■ **WORK INSTRUCTIONS**
Omit all images. Transcribe the rest of the material below exactly.

■ **INFORMATION SUPPLIED**
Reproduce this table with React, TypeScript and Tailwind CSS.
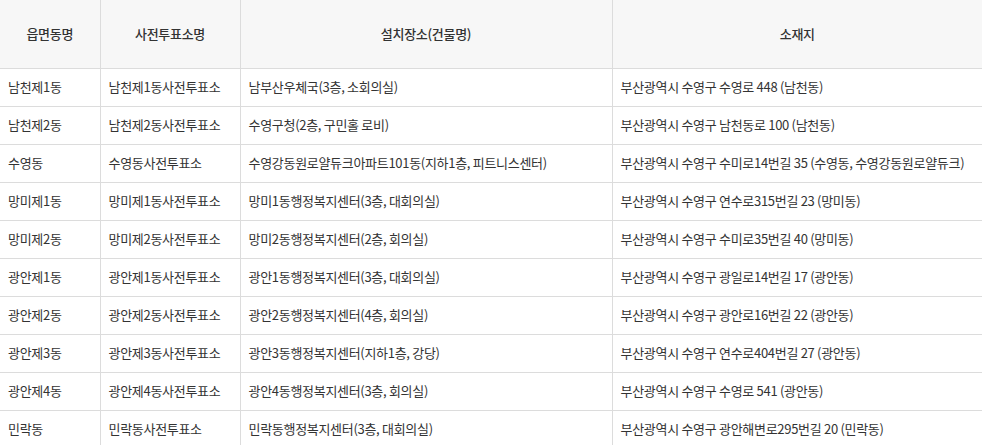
const rows = [
  ["남천제1동", "남천제1동사전투표소", "남부산우체국(3층, 소회의실)", "부산광역시 수영구 수영로 448 (남천동)"],
  ["남천제2동", "남천제2동사전투표소", "수영구청(2층, 구민홀 로비)", "부산광역시 수영구 남천동로 100 (남천동)"],
  ["수영동", "수영동사전투표소", "수영강동원로얄듀크아파트101동(지하1층, 피트니스센터)", "부산광역시 수영구 수미로14번길 35 (수영동, 수영강동원로얄듀크)"],
  ["망미제1동", "망미제1동사전투표소", "망미1동행정복지센터(3층, 대회의실)", "부산광역시 수영구 연수로315번길 23 (망미동)"],
  ["망미제2동", "망미제2동사전투표소", "망미2동행정복지센터(2층, 회의실)", "부산광역시 수영구 수미로35번길 40 (망미동)"],
  ["광안제1동", "광안제1동사전투표소", "광안1동행정복지센터(3층, 대회의실)", "부산광역시 수영구 광일로14번길 17 (광안동)"],
  ["광안제2동", "광안제2동사전투표소", "광안2동행정복지센터(4층, 회의실)", "부산광역시 수영구 광안로16번길 22 (광안동)"],
  ["광안제3동", "광안제3동사전투표소", "광안3동행정복지센터(지하1층, 강당)", "부산광역시 수영구 연수로404번길 27 (광안동)"],
  ["광안제4동", "광안제4동사전투표소", "광안4동행정복지센터(3층, 회의실)", "부산광역시 수영구 수영로 541 (광안동)"],
  ["민락동", "민락동사전투표소", "민락동행정복지센터(3층, 대회의실)", "부산광역시 수영구 광안해변로295번길 20 (민락동)"],
];

const headers = ["읍면동명", "사전투표소명", "설치장소(건물명)", "소재지"];

export default function App() {
  return (
    <div className="w-[982px] h-[445px] overflow-hidden bg-white font-['Noto_Sans_CJK_KR','Noto_Sans',sans-serif] text-[13px] text-[#333] tracking-[-0.3px]">
      <table className="w-[982px] table-fixed border-collapse">
        <colgroup>
          <col className="w-[100px]" />
          <col className="w-[140px]" />
          <col className="w-[372px]" />
          <col />
        </colgroup>
        <thead>
          <tr className="h-[68px] bg-[#f7f7f7]">
            {headers.map((h, i) => (
              <th
                key={h}
                className={`font-medium text-center align-middle border-b border-[#dcdcdc] ${i > 0 ? "border-l" : ""}`}
              >
                {h}
              </th>
            ))}
          </tr>
        </thead>
        <tbody>
          {rows.map((r) => (
            <tr key={r[0]} className="h-[38px]">
              {r.map((c, i) => (
                <td
                  key={i}
                  className={`px-2 whitespace-nowrap align-middle border-b border-[#dcdcdc] ${i > 0 ? "border-l" : ""}`}
                >
                  {c}
                </td>
              ))}
            </tr>
          ))}
        </tbody>
      </table>
    </div>
  );
}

■ **THE REPLY**
Reproduce this table with React, TypeScript and Tailwind CSS.
const rows = [
  ["남천제1동", "남천제1동사전투표소", "남부산우체국(3층, 소회의실)", "부산광역시 수영구 수영로 448 (남천동)"],
  ["남천제2동", "남천제2동사전투표소", "수영구청(2층, 구민홀 로비)", "부산광역시 수영구 남천동로 100 (남천동)"],
  ["수영동", "수영동사전투표소", "수영강동원로얄듀크아파트101동(지하1층, 피트니스센터)", "부산광역시 수영구 수미로14번길 35 (수영동, 수영강동원로얄듀크)"],
  ["망미제1동", "망미제1동사전투표소", "망미1동행정복지센터(3층, 대회의실)", "부산광역시 수영구 연수로315번길 23 (망미동)"],
  ["망미제2동", "망미제2동사전투표소", "망미2동행정복지센터(2층, 회의실)", "부산광역시 수영구 수미로35번길 40 (망미동)"],
  ["광안제1동", "광안제1동사전투표소", "광안1동행정복지센터(3층, 대회의실)", "부산광역시 수영구 광일로14번길 17 (광안동)"],
  ["광안제2동", "광안제2동사전투표소", "광안2동행정복지센터(4층, 회의실)", "부산광역시 수영구 광안로16번길 22 (광안동)"],
  ["광안제3동", "광안제3동사전투표소", "광안3동행정복지센터(지하1층, 강당)", "부산광역시 수영구 연수로404번길 27 (광안동)"],
  ["광안제4동", "광안제4동사전투표소", "광안4동행정복지센터(3층, 회의실)", "부산광역시 수영구 수영로 541 (광안동)"],
  ["민락동", "민락동사전투표소", "민락동행정복지센터(3층, 대회의실)", "부산광역시 수영구 광안해변로295번길 20 (민락동)"],
];

const headers = ["읍면동명", "사전투표소명", "설치장소(건물명)", "소재지"];

export default function App() {
  return (
    <div className="w-[982px] h-[445px] overflow-hidden bg-white font-['Noto_Sans_CJK_KR','Noto_Sans',sans-serif] text-[13px] text-[#333] tracking-[-0.3px]">
      <table className="w-[982px] table-fixed border-collapse">
        <colgroup>
          <col className="w-[100px]" />
          <col className="w-[140px]" />
          <col className="w-[372px]" />
          <col />
        </colgroup>
        <thead>
          <tr className="h-[68px] bg-[#f7f7f7]">
            {headers.map((h, i) => (
              <th
                key={h}
                className={`font-medium text-center align-middle border-b border-[#dcdcdc] ${i > 0 ? "border-l" : ""}`}
              >
                {h}
              </th>
            ))}
          </tr>
        </thead>
        <tbody>
          {rows.map((r) => (
            <tr key={r[0]} className="h-[38px]">
              {r.map((c, i) => (
                <td
                  key={i}
                  className={`px-2 whitespace-nowrap align-middle border-b border-[#dcdcdc] ${i > 0 ? "border-l" : ""}`}
                >
                  {c}
                </td>
              ))}
            </tr>
          ))}
        </tbody>
      </table>
    </div>
  );
}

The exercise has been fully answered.